The second type of panel consists of a copper coil secured to the aluminum face sheet to form a modular panel. Modular panels are available in sizes up to about 36 in. by 60 in. and are held in position by various types of ceiling suspension systems, most typically a standard suspended T-bar 24 in. by 48 in. exposed grid system. Figure 14 illustrates metal panels using a copper tube pressed into an aluminum extrusion, although other methods of securing the copper tube have proven equally effective.

Metal ceiling panels can be perforated so that the ceiling becomes sound absorbent when acoustical material is installed on the back of the panels. The acoustical blanket is also required for thermal reasons, so that the reverse loss or upward flow of heat from the metal ceiling panels is minimized.

The third type of panel is an aluminum extrusion face sheet with a copper tube mechanically fastened into a channel housing on the back. Extruded panels can be manufactured in almost any shape and size. Extruded aluminum panels are often used as long, narrow panels at the outside wall and are independent of the ceiling system. Panels 15 or 20 in. wide usually satisfy the heating requirements of a typical office

Performance data for extruded aluminum panels vary with the copper tube/aluminum contact and test procedures used. Hydronic ceiling panels have a low thermal resistance and respond quickly to changes in space conditions. Table 1 shows thermal resistance values for various ceiling constructions.

Metal radiant ceiling panels can be used with any of the all-air cooling systems described in Chapter 2. Chapters 25 through 28 of the 1997 ASHRAE Handbook—Fundamentals describe how to calculate heating loads. Double glazing and heavy insulation in outside walls have reduced transmission heat losses. As a result, infiltration and reheat have become of greater concern. Additional design considerations are as follows:

1. Perimeter radiant heating panels not extending more than 3 ft into the room may operate at higher temperatures, as described under item 8d in the section on Hydronic Panel Systems.
2. Hydronic panels operate efficiently at low temperature and are suitable for condenser water heat reclaim systems.
3. Locate ceiling panels adjacent to the outside wall and as close as possible to the areas of maximum load. The panel area within 3 ft of the outside wall should have a heating capacity equal to or greater than 50% of the wall transmission load.
4. Ceiling system designs based on passing return air through perforated modular panels into the plenum space above the ceiling are not recommended because much of the panel heat transfer is lost to the return air system.
5. When selecting heating design temperatures for a ceiling panel surface or mean water temperature, the design parameters are as follows:
(a) Excessively high temperatures over the occupied zone will cause the occupant to experience a “hot head effect.”
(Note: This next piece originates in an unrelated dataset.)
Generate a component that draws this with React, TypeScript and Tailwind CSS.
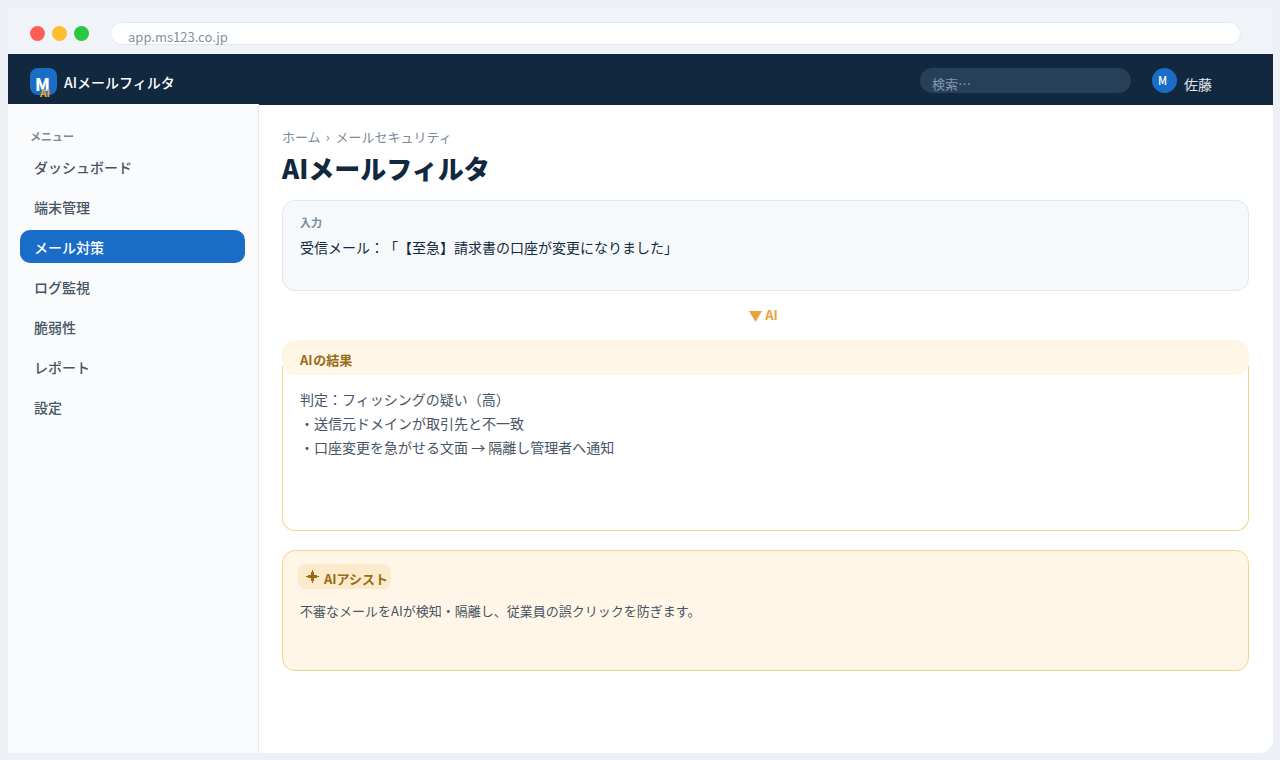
import clsx from 'clsx';

const navigation = [
  { name: 'ダッシュボード', active: false },
  { name: '端末管理', active: false },
  { name: 'メール対策', active: true },
  { name: 'ログ監視', active: false },
  { name: '脆弱性', active: false },
  { name: 'レポート', active: false },
  { name: '設定', active: false },
];

const results = [
  '判定：フィッシングの疑い（高）',
  '・送信元ドメインが取引先と不一致',
  '・口座変更を急がせる文面 → 隔離し管理者へ通知',
];

function TitleBar() {
  return (
    <div className="flex h-[46px] items-center bg-[#f0f3f8] pr-8 pl-[22px]">
      <div className="mt-1 flex gap-[7px]">
        <span className="size-[15px] rounded-full bg-[#ff5f57]" />
        <span className="size-[15px] rounded-full bg-[#febc2e]" />
        <span className="size-[15px] rounded-full bg-[#28c840]" />
      </div>
      <div className="mt-1 ml-[21px] h-[23px] flex-1 rounded-full border border-[#e2e8f0] bg-white pl-[17px] text-[13px] leading-[28px] text-[#8291a0]">
        app.ms123.co.jp
      </div>
    </div>
  );
}

function Header() {
  return (
    <header className="flex h-[50px] items-start bg-[#12283e] pt-3.5 pl-[22px] text-white">
      <div className="relative size-[27px] rounded-lg bg-[#1a6dc7]">
        <span className="absolute top-[5px] left-[5px] text-[17px] leading-[22px] font-black">M</span>
        <span className="absolute top-[18px] left-[10px] text-[10px] leading-[14px] font-black text-[#e8a33d]">
          AI
        </span>
      </div>
      <span className="mt-1 ml-[7px] text-[14px] leading-5 font-medium">AIメールフィルタ</span>
      <div className="ml-auto h-[25px] w-[211px] rounded-full bg-[#27405a] pl-3 text-[13px] leading-[32px] text-[#8298ae]">
        検索…
      </div>
      <div className="ml-[21px] size-[25px] rounded-full bg-[#1a6dc7] pl-1.5 text-[11px] leading-[25px] font-medium">
        M
      </div>
      <span className="mt-1.5 mr-[61px] ml-[7px] text-[14px] leading-5 text-[#e2e8f0]">佐藤</span>
    </header>
  );
}

function Sidebar() {
  return (
    <aside className="w-[251px] border-r border-[#e0e8f0] bg-[#fafbfd] pr-[13px] pl-3">
      <p className="mt-6 pl-2.5 text-[11px] leading-4 font-bold text-[#7a8998]">メニュー</p>
      <nav className="mt-1.5 space-y-[7px]">
        {navigation.map((item) => (
          <a
            key={item.name}
            className={clsx(
              'block h-[33px] rounded-[10px] pl-3.5 text-[14px] leading-[34px] font-medium',
              item.active ? 'bg-[#1a6dc7] text-white' : 'text-[#475463]'
            )}
          >
            {item.name}
          </a>
        ))}
      </nav>
    </aside>
  );
}

export default function App() {
  return (
    <div className="h-[760px] w-[1280px] overflow-hidden bg-[#edf1f6] pt-2 pl-2 font-['Noto_Sans_CJK_JP',sans-serif] [text-spacing-trim:space-all]">
      <div className="flex h-[745px] w-[1265px] flex-col overflow-hidden rounded-br-[14px] bg-white">
        <TitleBar />
        <Header />
        <div className="flex flex-1">
          <Sidebar />
          <main className="flex-1 border-t border-[#12283e] pr-6 pl-[23px]">
            <div className="mt-[22px] text-[13px] leading-5 text-[#7a8998]">
              ホーム<span className="mr-1.5 ml-[5px]">›</span>メールセキュリティ
            </div>
            <h1 className="mt-1 text-[26px] leading-[34px] font-black text-[#12283e]">AIメールフィルタ</h1>

            {/* Input */}
            <section className="mt-[15px] h-[91px] rounded-[13px] border border-[#dfe7ef] bg-[#f5f9fc] px-[17px] pt-[13px]">
              <h2 className="text-[11px] leading-4 font-bold text-[#7a8998]">入力</h2>
              <p className="mt-[5px] text-[14px] leading-6 text-[#12283e]">
                受信メール：「【至急】請求書の口座が変更になりました」
              </p>
            </section>

            <div className="mt-3.5 flex h-5 items-center justify-center gap-[3px] pr-1 text-[13px] leading-5 font-bold text-[#e8a33d]">
              <svg width="13" height="11" viewBox="0 0 13 11" className="mt-[3px]" fill="currentColor">
                <path d="M0 0H13L6.5 11Z" />
              </svg>
              AI
            </div>

            {/* Result */}
            <section className="mt-[15px] h-[191px]">
              <div className="relative z-10 h-[35px] rounded-[13px] bg-[#fff6e8] pl-[18px] text-[13px] leading-[39px] font-bold text-[#996b14]">
                <span className="mr-[0.5px]">AI</span>の結果
              </div>
              <div className="-mt-[9px] h-[165px] rounded-b-[13px] border border-t-0 border-[#f0d68c] px-[17px] pt-[21px] text-[14px] leading-6 text-[#475463]">
                {results.map((line) => (
                  <p key={line}>{line}</p>
                ))}
              </div>
            </section>

            {/* Assist */}
            <section className="mt-[19px] h-[121px] rounded-[13px] border border-[#f0d68c] bg-[#fff6e8] px-[15px] pt-[13px]">
              <div className="flex h-[25px] w-[93px] items-start rounded-lg bg-[#fbebcb] pl-2 text-[13px] leading-[29px] font-bold whitespace-nowrap text-[#996b14]">
                <svg width="13" height="13" viewBox="0 0 13 13" className="mt-1.5 mr-[5px] shrink-0" fill="currentColor">
                  <path d="M6 0H7V2H8V5H11V6H13V7H11V8H8V11H7V13H6V11H5V8H2V7H0V6H2V5H5V2H6Z" />
                </svg>
                AIアシスト
              </div>
              <p className="mt-3 pl-0.5 text-[13px] leading-5 text-[#475463]">
                不審なメールをAIが検知・隔離し、従業員の誤クリックを防ぎます。
              </p>
            </section>
          </main>
        </div>
      </div>
    </div>
  );
}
(b) Temperatures that are too low can result in an oversized, uneconomical panel and a feeling of coolness at the outside wall.

(c) Give the technique in item 3 priority.

Metal radiant panels can also be integrated into the ceiling design to provide a narrow band of radiant heating around the perimeter of the building. The radiant system offers advantages over baseboard or overhead air in appearance, comfort, operating efficiency and cost, maintenance, and product life.